Imagine deciding at 10 that you would dedicate your life to helping impoverished kids and then making good on that vow. Imagine believing in your childhood vow so deeply that you had the courage, at 17, to look your parents in the eye and answer, "I don't know," when they tearfully asked when they would see you again.
Imagine not seeing your parents for 20 years after journeying from County Kerry, Ireland, to Sacramento so that you live your vow and help kids in poverty lead better lives.
Eileen Enright doesn't have to imagine it. She has lived this life, arriving in Sacramento at the age of 17 in September 1963 so that she could start her life as a nun with the Sisters of Mercy. Enright said she wasn't afraid of leaving everything she knew growing up on a dairy farm in rural, southwest Ireland. Her faith was strong enough to go where she was needed, even though she had no clue where that was.
"Going to Africa was one of my first choices but I ended up in Sacramento," said Enright.
She is now 71 and still living her vow almost 55 years later, but is ready to retire. She remembers the youthful enthusiasm she and another young woman from Ireland shared on that that fateful journey to Sacramento, when John F. Kennedy was president of the United States.
"We were motivated, we were going to change the world," she said.
Enright taught or was a principal at parochial schools in West Sacramento, Auburn, Redding and Sacramento for years, but it is her current role, as president of Cristo Rey High School, where "Sister Eileen" has most embodied the vow that has defined a life of steadfast commitment to lifting up the least among us.
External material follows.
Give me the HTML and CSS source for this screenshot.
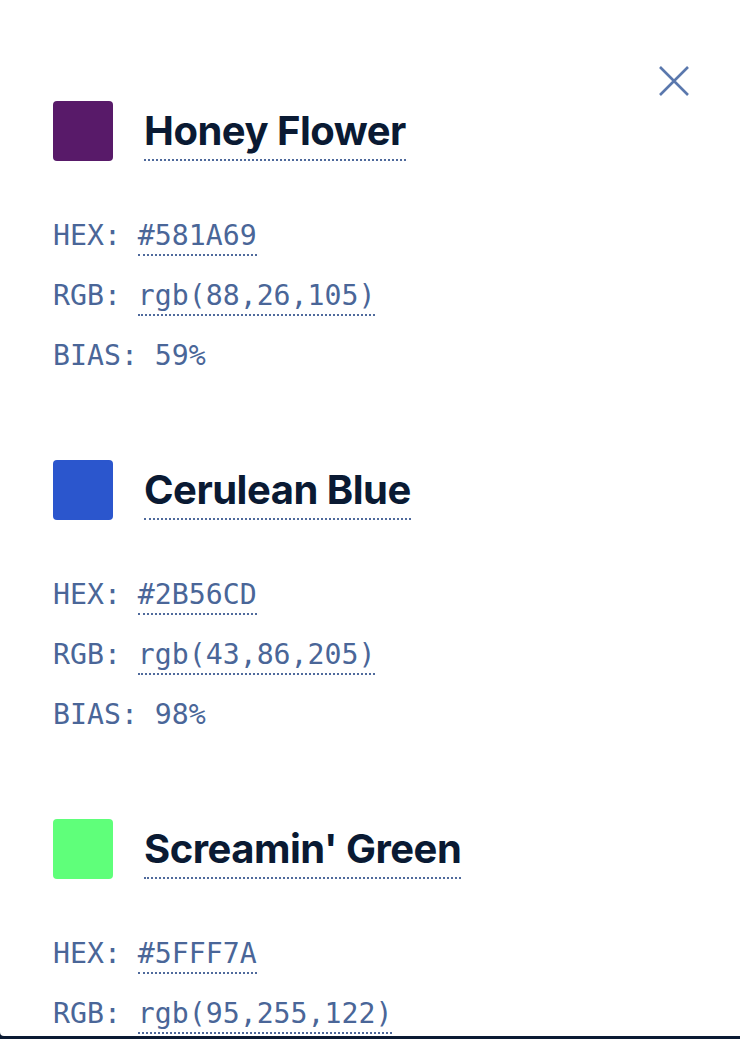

Cristo Rey is the Sacramento parochial high school that provides a first-rate, and costly, eduction to kids living below the federal poverty line. At Cristo Rey, students are prepared for the finest universities in the U.S. and they are given four years of work experience, where they learn to make eye contact, to introduce themselves, to shake hands, to show up on time, be responsible and to know how to behave in a work environment.
"This school gives us opportunities that many in our circumstances wouldn't receive," said Irene Delgadillo. She is a 16-year-old Cristo Rey student who is the daughter of Mexican immigrants. Like the majority of Cristo Rey students, Delgadillo's family gets by on an annual salary of somewhere between $30,000 and $40,000 for her entire family. Her dad is disabled and can't work, her mom works at a retail store. Delgadillo dreams of being a doctor and Enright, as Cristo Rey's president, raises the money to make her dreams come true. She does that for a student body of roughly 375 high school kids.
Cristo Rey is part of a growing network of Catholic schools that are run through a nonprofit and started in Chicago in 1996. The idea was to raise the money needed to provide impoverished kids with the opportunity of receiving a rigorous college preparatory academic experience that they couldn't afford themselves.
The tuition at Christian Brothers High School, for example, is $13,522 a year, a sum that even well-to-do families struggle to afford. Sacramento Cristo Rey opened in 2006 because former Bishop William Weigand wanted it, Enright said. Weigand drafted her to help start the school. She did and then retired from Sacramento's Catholic Diocese in 2009. But she was still needed and stepped in to be school president in 2011 on an "interim basis."
"'Interim' turned into seven-and-a-half years," she said. Enright leads the fundraising effort with a great pitch: Help fund a school that changes lives, breaks cycles of poverty. Cristo Rey is where being poor no longer disqualifies kids from opportunities because they are poor.
More than 400 such kids have graduated from Cristo Rey Sacramento and more than 90 percent of them have been accepted to colleges and universities. "I could buy you a house but it could burn down," Enright said. "But once someone is educated you give them a gift for life."
Delgadillo will be the first in her family to graduate from high school. So will Alexis Aguilar and Cristian Rodriguez, both 16. All are children of immigrants, laborers, house cleaners, retail workers.
"Going to school here is a life changer," Rodriguez said. Enright has played a big role, but she is stepping away for good, retiring. Her lifelong commitment will be honored Friday at Cristo Rey's annual scholarship dinner.
She will sit still a few minutes to let her colleagues honor her, but she'll keep looking for Cristo Rey sponors until the school year ends in June. "I've been very lucky," she said of her life. "This has been heaven for me. It's what it's all about. I'm so grateful to have had this opportunity."
It's been a life of distinction well-lived, a life that deserves to be honored and a vow that deserves to be supported financially long after Sister Eileen has gone.